In dem „Die Toten von Chrude“ betitelten Abenteuer schlüpfen wir in die Rolle eines Bauern aus dem palmyrischen Grenzland der in den bereits erwähnten Konflikt zwischen Palmyrion und Eldenora geraten ist. Als Aufhänger müssen wir für unsere Ehefrau ein Heilmittel besorgen um sie von ihrer mysteriösen Krankheit zu befreien. Was wie ein allzu gewohnter Einstieg wirkt, entpuppt sich als eine spannende Reise die vermittels mancher Rückblenden einen weit größeren Konflikt aufmacht und dessen Stränge zusammen ein plausibles Gesamtbild ergeben.
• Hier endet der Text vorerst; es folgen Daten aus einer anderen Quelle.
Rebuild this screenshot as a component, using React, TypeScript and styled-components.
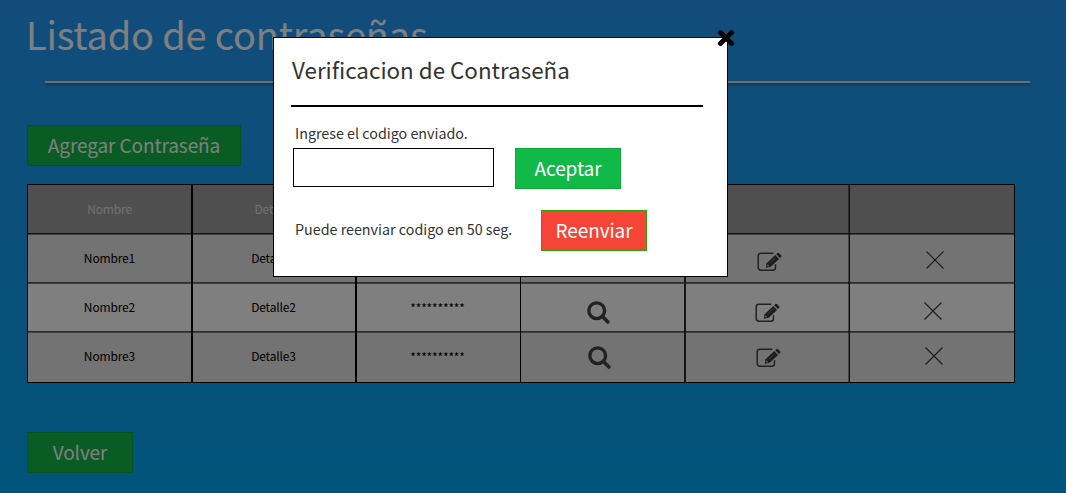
import React from "react";
import styled, { createGlobalStyle } from "styled-components";

const GlobalStyle = createGlobalStyle`
  * { box-sizing: border-box; }
  body {
    margin: 0;
    font-family: "Noto Sans CJK SC", "Noto Sans", sans-serif;
    overflow: hidden;
  }
`;

const Page = styled.main`
  position: relative;
  width: 1066px;
  height: 493px;
  overflow: hidden;
  padding: 0 27px;
  background: linear-gradient(#2599f5, #03a9f6);
`;

const PageTitle = styled.h1`
  margin: 0 0 0 -1px;
  height: 81px;
  font-size: 38px;
  font-weight: 400;
  letter-spacing: -0.22px;
  line-height: 67px;
  color: #fff;
  white-space: nowrap;
`;

const Divider = styled.hr`
  width: 985px;
  height: 2px;
  margin: 0 0 42px 18px;
  border: 0;
  background: #e2d9d3;
  box-shadow: 0 2px 3px rgba(0, 0, 0, 0.35);
`;

const Button = styled.button<{ $width?: number; $danger?: boolean }>`
  display: flex;
  align-items: center;
  justify-content: center;
  flex: none;
  width: ${(p) => p.$width ?? 106}px;
  height: 41px;
  padding: 0 0 2px;
  border: 1px solid ${(p) => (p.$danger ? "#26a80c" : "#0da83a")};
  background: ${(p) => (p.$danger ? "#f64437" : "#10b948")};
  color: #fff;
  font-family: inherit;
  font-size: 19px;
  letter-spacing: -0.1px;
  line-height: 37px;
  white-space: nowrap;
`;

const Table = styled.div`
  display: grid;
  grid-template-rows: 49px 49px 49px 50px;
  width: 988px;
  height: 199px;
  margin: 18px 0 49px;
  border: 1px solid #000;
`;

const Row = styled.div<{ $tone: string; $head?: boolean }>`
  display: grid;
  grid-template-columns: 165px 164px 164px 165px 164px 164px;
  background: ${(p) => p.$tone};
  color: ${(p) => (p.$head ? "#e2e2e2" : "#000")};
  font-size: 12px;
  letter-spacing: -0.15px;
  & + & { border-top: 1px solid #778188; }
  border-bottom: 1px solid ${(p) => (p.$head ? "#222b30" : "#58595a")};
  &:last-child { border-bottom: 0; }
`;

const dividers = {
  thick: "2px solid #000",
  thin: "1px solid #000",
  soft: "2px solid #2a2a2a",
  faint: "1px solid #1c1c1c",
};

const Cell = styled.div<{ $line?: keyof typeof dividers; $x?: number; $y?: number }>`
  display: flex;
  align-items: center;
  justify-content: center;
  margin: -1px 0;
  border-right: ${(p) => (p.$line ? dividers[p.$line] : "0")};
  box-shadow: ${(p) => (p.$line === "faint" ? "inset -1px 0 rgba(0, 0, 0, 0.4)" : "none")};
  padding-top: ${(p) => Math.max(p.$y ?? 0, 0) * 2}px;
  padding-bottom: ${(p) => Math.max(-(p.$y ?? 0), 0) * 2}px;
  padding-left: ${(p) => Math.max(p.$x ?? 0, 0) * 2}px;
  padding-right: ${(p) => Math.max(-(p.$x ?? 0), 0) * 2}px;
`;

const Icon = styled.svg`
  display: block;
  flex: none;
`;

const Overlay = styled.div`
  position: absolute;
  inset: 0;
  background: rgba(0, 0, 0, 0.5);
`;

const Dialog = styled.section`
  position: absolute;
  left: 273px;
  top: 37px;
  width: 455px;
  height: 240px;
  padding: 0 24px 0 17px;
  border: 1px solid #000;
  background: #fff;
  color: #333;
`;

const DialogTitle = styled.h2`
  height: 69px;
  margin: 0;
  padding: 0 0 2px 1px;
  border-bottom: 2px solid #000;
  font-size: 22.4px;
  font-weight: 400;
  line-height: 63px;
`;

const Label = styled.label`
  display: block;
  height: 41px;
  padding: 14px 0 0 4px;
  font-size: 14.3px;
  line-height: 24px;
`;

const FormRow = styled.div`
  display: flex;
  padding-left: 2px;
  gap: 21px;
`;

const CodeInput = styled.input`
  width: 201px;
  height: 39px;
  padding: 0 8px;
  border: 1px solid #000;
  border-radius: 0;
  background: #fff;
  font: inherit;
`;

const ResendRow = styled.div`
  display: flex;
  align-items: center;
  margin-top: 21px;
  padding-left: 4px;
`;

const Countdown = styled.span`
  width: 246px;
  font-size: 14.3px;
  line-height: 24px;
  padding-bottom: 4px;
`;

const CloseButton = styled.button`
  position: absolute;
  top: -9px;
  right: -8px;
  width: 18px;
  height: 18px;
  padding: 0;
  border: 0;
  background: none;
`;

const SearchIcon = () => (
  <Icon width="23" height="23" viewBox="0 0 23 23" fill="none" stroke="#444">
    <circle cx="9.7" cy="9.7" r="7.9" strokeWidth="3.3" />
    <path d="M15.5 15.5 20.9 20.9" strokeWidth="3.6" strokeLinecap="round" />
  </Icon>
);

const EditIcon = () => (
  <Icon width="25" height="20" viewBox="0 0 25 20">
    <path d="M16.3 1.3H4Q1.2 1.3 1.2 4v11.3Q1.2 18.3 4 18.3h11.7q2.8 0 2.8-2.8v-3.2" fill="none" stroke="#444" strokeWidth="1.5" />
    <path d="M8.8 15.8 9.6 11.2 18.3 3.1 22.1 7.1 13.4 15.1Z" fill="#3c3c3c" />
    <path d="m19.2 2.3 1.3-1.2q.8-.7 1.6.1l2.1 2.2q.7.8-.1 1.5l-1.3 1.2Z" fill="#3c3c3c" />
    <path d="m12.6 11.2 5.6-5.2" stroke="#909090" strokeWidth=".6" />
    <path d="m10.4 13 1.4 1.4" stroke="#d0d0d0" strokeWidth="1.2" />
  </Icon>
);

const DeleteIcon = () => (
  <Icon width="18" height="18" viewBox="0 0 18 18">
    <path d="m.5.5 17 17m0-17-17 17" stroke="#3a3a3a" strokeWidth="1.1" />
  </Icon>
);

const CloseIcon = () => (
  <Icon width="18" height="18" viewBox="0 0 18 18">
    <path d="m3.4 3.6 11.2 10.8m0-10.8-11.2 10.8" stroke="#000" strokeWidth="4.9" strokeLinecap="round" />
  </Icon>
);

const entries = [
  { id: 1, tone: "#e6e6e6", x: 1, y: 3, text: -1 },
  { id: 2, tone: "#ffffff", x: -1, y: 5, text: -1 },
  { id: 3, tone: "#e6e6e6", x: 0, y: 0, text: -2 },
];

export default function App() {
  return (
    <>
      <GlobalStyle />
      <Page>
        <PageTitle>Listado de contraseñas</PageTitle>
        <Divider />
        <Button $width={214}>Agregar Contraseña</Button>
        <Table>
          <Row $tone="#9e9e9e" $head>
            <Cell $line="thick" $y={-1}>Nombre</Cell>
            <Cell $line="thick" $x={-0.5} $y={-1}>Detalle</Cell>
            <Cell $line="thin" $y={-1}>Contraseña</Cell>
            <Cell $line="soft" />
            <Cell $line="faint" />
            <Cell />
          </Row>
          {entries.map(({ id, tone, x, y, text }) => (
            <Row key={id} $tone={tone}>
              <Cell $line="thick" $y={text}>Nombre{id}</Cell>
              <Cell $line="thick" $x={-0.5} $y={text}>Detalle{id}</Cell>
              <Cell $line="thin" $x={-1} $y={text + 0.5}>**********</Cell>
              <Cell $line="soft" $x={x - 3} $y={y - 0.5}><SearchIcon /></Cell>
              <Cell $line="faint" $x={x + 1} $y={y}><EditIcon /></Cell>
              <Cell $x={x + 2} $y={y - 1.5}><DeleteIcon /></Cell>
            </Row>
          ))}
        </Table>
        <Button>Volver</Button>
        <Overlay />
        <Dialog>
          <CloseButton aria-label="Cerrar"><CloseIcon /></CloseButton>
          <DialogTitle>Verificacion de Contraseña</DialogTitle>
          <Label htmlFor="codigo">Ingrese el codigo enviado.</Label>
          <FormRow>
            <CodeInput id="codigo" />
            <Button>Aceptar</Button>
          </FormRow>
          <ResendRow>
            <Countdown>Puede reenviar codigo en 50 seg.</Countdown>
            <Button $danger>Reenviar</Button>
          </ResendRow>
        </Dialog>
      </Page>
    </>
  );
}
Der Perspektivwechsel zu einem einfachen Bauern ist darüber hinaus eine gelungene Abwechslung und bietet einen Einblick in eine andere Seite des Konfliktes. Dies ergänzt das Hauptabenteuer in gewisser Weise was sich auch darin zeigt, dass sogar die Durchreise des Kai Lords am Rande eine Rolle spielt.
Was das Regelsystem angeht werden prinzipiell die gleichen Regeln angewandt wie für den Kailord. Unser Bauer besitzt aber natürlich keine Kai Disziplinen weswegen er sich mit 6 weltlicheren Fähigkeiten begnügen muss auf die er 8 Punkte verteilen muss und zwar jeweils bis zu 3 Punkte. Dies ermöglicht etwas Abwechslung führt aber zu einem sehr schnellen Start der einem kürzeren Abenteuer sehr angemessen ist. Alles in allem ist das Bonusabenteuer daher eine sehr schöne Ergänzung. Auch das Geheimnis der Krankheit wurde gut umgesetzt und führt auch zu einem für sich spannenden Abenteuer das sicherlich für einige kleine Überraschung sorgen wird.

Aufmachung

Zur Aufmachung von Mantikorebänden muss man kaum noch etwas verlieren. Die Bücher fühlen sich edel an, kommen mit starken Coverillustrationen daher und sind zahlreich illustriert. Eine Hochglanz-Farbkarte des nördlichen zentralen Magnamunds leitet den Band ein und auch die Innenillustrationen wissen zu überzeugen. In diesem band hat die Haupthandlung statt der üblichen Tuschezeichnungen etwas detailliertere Graustufenillustrationen verpasst bekommen die mich stilistisch diesmal leider nicht so sehr überzeugen können aber beim durchblättern gute Anhaltspunkte geben und eine Vorstellung davon geben was uns noch erwarten kann oder wir verpasst haben. Das Bonusabenteuer kommt mit den gewohnteren Tuschezeichnungen daher die deutlich moderner sind als die Illustrationen der 80er aber sich gut in den Stil einfügen. Ich persönlich hätte es anders herum schöner gefunden, also wenn die Haupthandlung in Tusche gehalten wäre und das Bonusabenteuer in Graustufen, aber das ist „meckern“ auf hohem Niveau, da alle Zeichnungen hochwertig sind und das Buch aufwerten.

Fazit

Die Drachendämmerung ist mir irgendwie ans Herz gewachsen. Der Band ist vielleicht einer der abwechslungsreichsten Einsame Wolf Bände und wird von einem sehr guten und umfangreichen Bonusabenteuer begleitet. Leider gilt hier stärker noch als bei anderen Bänden dass es sich an aktive Spieler der Reihe richtet. Die Reise entfaltet ihren ganzen Reiz erst wenn man die aufgegriffenen Konflikte, die beteiligten Gruppierungen, Personen und Orte bereits kennt. Ein Einstieg lohnt sich daher eher mit Band 13 – dem Beginn der Großmeister Reihe –  denn nach diesem Band wird man mehr wissen wollen über die Geschicke Magnamunds und der Kai-Abtei.